Córdoba a l’élégance de ne pas forcer la grandiloquence. Ici, on préfère l’orfèvrerie: la reprise d’un mythe européen dans l’écrin très local des patios. En mêlant opéra, théâtre et promenade, El burlador en palacio réactive un patrimoine vivant: il ne s’agit pas de figer Viana en musée, mais de le faire parler. J’entends souvent des aînés me raconter, lors de mes visites, comment ils ont découvert le Tenorio à l’école ou à la télé d’autrefois. Cette mise en scène crée un pont: elle parle aux mémoires et tend la main aux nouveaux publics.

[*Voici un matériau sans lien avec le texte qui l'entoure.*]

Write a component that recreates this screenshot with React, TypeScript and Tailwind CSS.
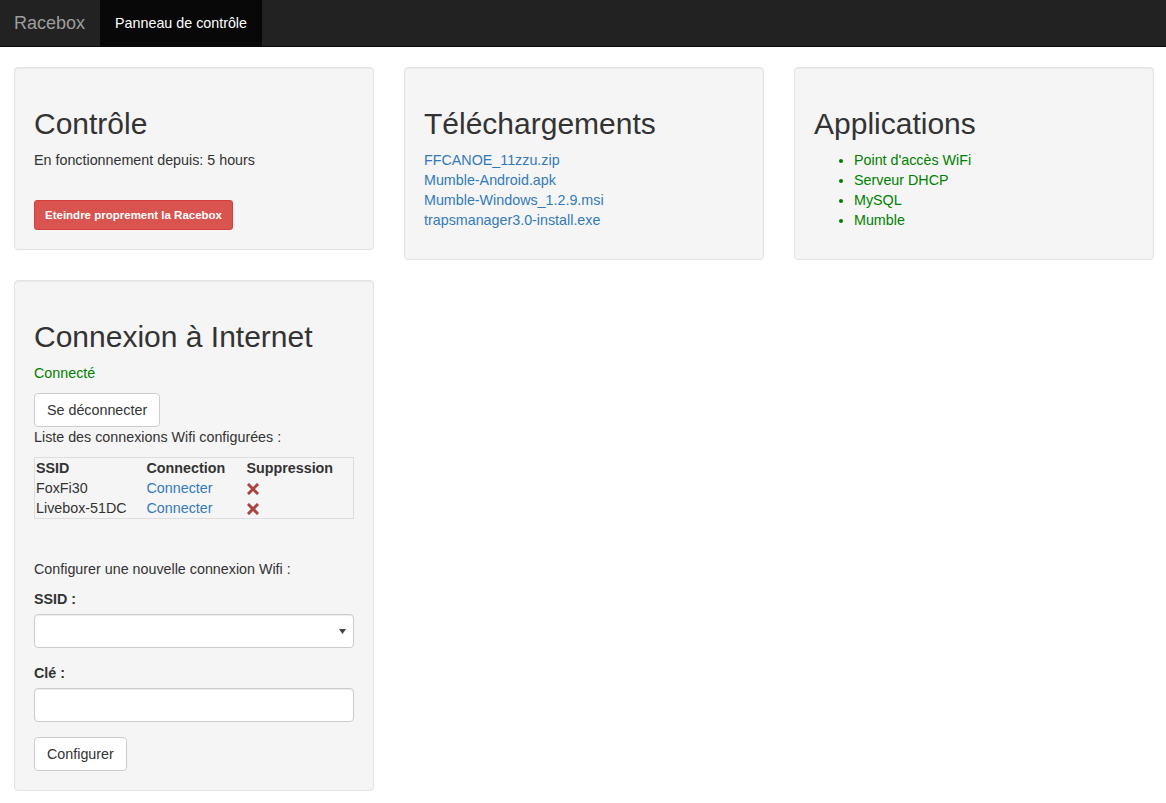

C’est un signe fort: la culture ici se croise — Fondation Cajasur, Coro de Ópera Cajasur, Trápala Teatro — et propose une expérience haut de gamme sans perdre l’âme. Pour suivre l’actualité et revivre l’ambiance de cette édition, jette un œil au reportage local qui l’a couverte, très complet et sourcé, publié par Cordópolis: selon ce média, Don Juan et Doña Inés « reviennent » chaque année dans les patios du palais, avec un dispositif choral et itinérant (voir l’article « Don Juan y Doña Inés vuelven a los patios de Viana » sur Cordópolis).

Questions Fréquentes

Quand a lieu le spectacle « El burlador en palacio » au Palais de Viana ?

Il se tient traditionnellement autour de la Toussaint, sur quelques soirées rapprochées. Les dates exactes varient selon les années: consulte les canaux officiels du palais et des compagnies participantes.

Combien de temps dure la représentation et est‑ce adapté aux enfants ?

Compte environ 75 à 90 minutes, avec déplacements entre patios. Les enfants calmes et curieux apprécient souvent l’aspect itinérant, mais la pénombre et certains passages dramatiques peuvent impressionner les plus jeunes.

Où acheter les billets et quoi porter ?

Les billets s’ouvrent en ligne et parfois au guichet du palais, jusqu’à épuisement. Porte des chaussures confortables et une couche légère: la pierre garde la fraîcheur après le coucher du soleil.

Faut‑il connaître Don Juan avant d’y aller ?

Pas du tout. La mise en scène tisse des fragments de Molière, Mozart et Zorrilla tout en gardant un fil clair. Si tu connais déjà l’un d’eux, tu savoureras les clins d’œil; sinon, laisse‑toi porter par les voix et l’espace.